My mother’s nightmare.

My mother has an intense dislike of almost all of the above: frogs are disgusting, snails revolting, and moths and butterflies the single most petrifying set of creatures she’s ever had the misfortune of coming across in this world (a walk-through butterfly exhibit at a zoo is my mother’s worst nightmare; this phobia is traced to her childhood in Venezuela when my mother’s nurse would tell her that the local moths and butterflies, which were Very Large, were the souls of the dead.
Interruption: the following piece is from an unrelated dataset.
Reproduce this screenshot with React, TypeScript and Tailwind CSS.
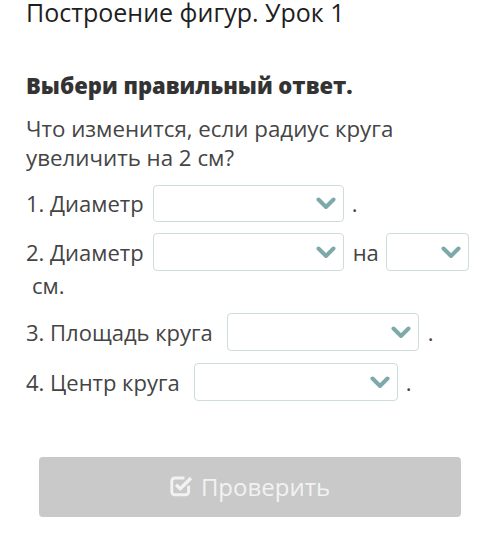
import React from "react";

function Chevron() {
  return (
    <svg width="20" height="13" viewBox="0 0 20 13" className="shrink-0">
      <path d="M2.5 2.5 L10 10 L17.5 2.5" fill="none" stroke="#7ea9ab" strokeWidth="4" strokeLinecap="round" strokeLinejoin="round" />
    </svg>
  );
}

function Select({ width, height = 37 }: { width: string; height?: number }) {
  return (
    <div
      className={`${width} ${height === 37 ? "h-[37px]" : "h-[38px]"} shrink-0 rounded-[4px] border border-[#cfdcdc] bg-white flex items-center justify-end pr-[7px]`}
    >
      <Chevron />
    </div>
  );
}

function CheckIcon() {
  return (
    <svg viewBox="0 0 20 18" className="w-[24px] h-[21.6px] shrink-0 -mt-[2px]">
      <path
        d="M15.5 9 V14 a2.5 2.5 0 0 1 -2.5 2.5 H4 a2.5 2.5 0 0 1 -2.5 -2.5 V5 a2.5 2.5 0 0 1 2.5 -2.5 H12"
        fill="none"
        stroke="#f2f2f2"
        strokeWidth="2.4"
      />
      <path d="M5 8 L8.5 11.5 L17.5 2.5" fill="none" stroke="#f2f2f2" strokeWidth="2.8" strokeLinejoin="round" />
    </svg>
  );
}

export default function App() {
  return (
    <div className="w-[500px] h-[559px] bg-white overflow-hidden font-['Open_Sans',sans-serif]">
      <div className="pl-[26px]">
        {/* Title */}
        <h1 className="text-[25px] leading-[25px] text-[#1e1e1e]">
          Построение фигур. Урок 1
        </h1>

        {/* Heading */}
        <h2 className="mt-[47px] text-[22px] leading-[26px] font-extrabold text-[#333]">
          Выбери правильный ответ.
        </h2>

        {/* Question */}
        <p className="mt-[16px] text-[22.3px] leading-[29px] text-[#454545]">
          Что изменится, если радиус круга
          <br />
          увеличить на 2 см?
        </p>

        {/* Row 1 */}
        <div className="mt-[13px] flex items-center text-[22px] leading-[29px] text-[#444]">
          <span>1. Диаметр</span>
          <div className="ml-[9px]">
            <Select width="w-[191px]" />
          </div>
          <span className="ml-[8px]">.</span>
        </div>

        {/* Row 2 */}
        <div className="mt-[11px] flex items-center text-[22px] leading-[29px] text-[#444]">
          <span>2. Диаметр</span>
          <div className="ml-[9px]">
            <Select width="w-[191px]" height={38} />
          </div>
          <span className="ml-[9px]">на</span>
          <div className="ml-[7px]">
            <Select width="w-[83px]" height={38} />
          </div>
        </div>
        <div className="pl-[6px] text-[22px] leading-[29px] text-[#444]">см.</div>

        {/* Row 3 */}
        <div className="mt-[13px] flex items-center text-[22px] leading-[29px] text-[#444]">
          <span>3. Площадь круга</span>
          <div className="ml-[14px]">
            <Select width="w-[192px]" height={38} />
          </div>
          <span className="ml-[9px]">.</span>
        </div>

        {/* Row 4 */}
        <div className="mt-[12px] flex items-center text-[22px] leading-[29px] text-[#444]">
          <span>4. Центр круга</span>
          <div className="ml-[14px]">
            <Select width="w-[204px]" height={38} />
          </div>
          <span className="ml-[8px]">.</span>
        </div>
      </div>

      {/* Check button */}
      <div className="mt-[56px] px-[39px]">
        <button className="w-[422px] h-[60px] rounded-[4px] bg-[#c9c9c9] flex items-center justify-center gap-[7px] text-[24px] text-[#f2f2f2]">
          <CheckIcon />
          <span>Проверить</span>
        </button>
      </div>
    </div>
  );
}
This scientific explanation obviously resonated).

My brother absorbed this observation of my mother encouraging us to be junior entomologists and has now passed on the like to his daughter.

The other day, a some sort of large flying creature, possibly a mayfly, was flitting around their house, and the little one was scared of the beastie. My brother, wanting to show her that the insect was harmless, captured the bug in a jar and held it down (the niece is only two years old, so holding the jar up would be difficult for her to see) for her. After quieting her apprehensions that the creature was not going to eat her, she eventually wound up holding the jar, observing the insect, and grew to love it. She started to pet the top of the jar, like she would the dog’s head. She wouldn’t put the jar down, and insisted that the jar and co. be brought to Costco on their shopping trip.

So my brother put some twigs, leaves, and grasses into the jar, so the poor creature inside had something to eat, and my niece had a new pet.

I was thinking about this whole episode today as I was holding the phone away from my ear as my mother had just spotted some sort of gusano traipsing around her kitchen while we were chatting. I’m glad she never showed that fear to us, and I’m glad that she put on a brave face for our sakes, so that we wouldn’t be afraid of insects and frogs and other such things that are often the root of phobias, because now my little niece will have the joy of collecting bugs and petting gusanos.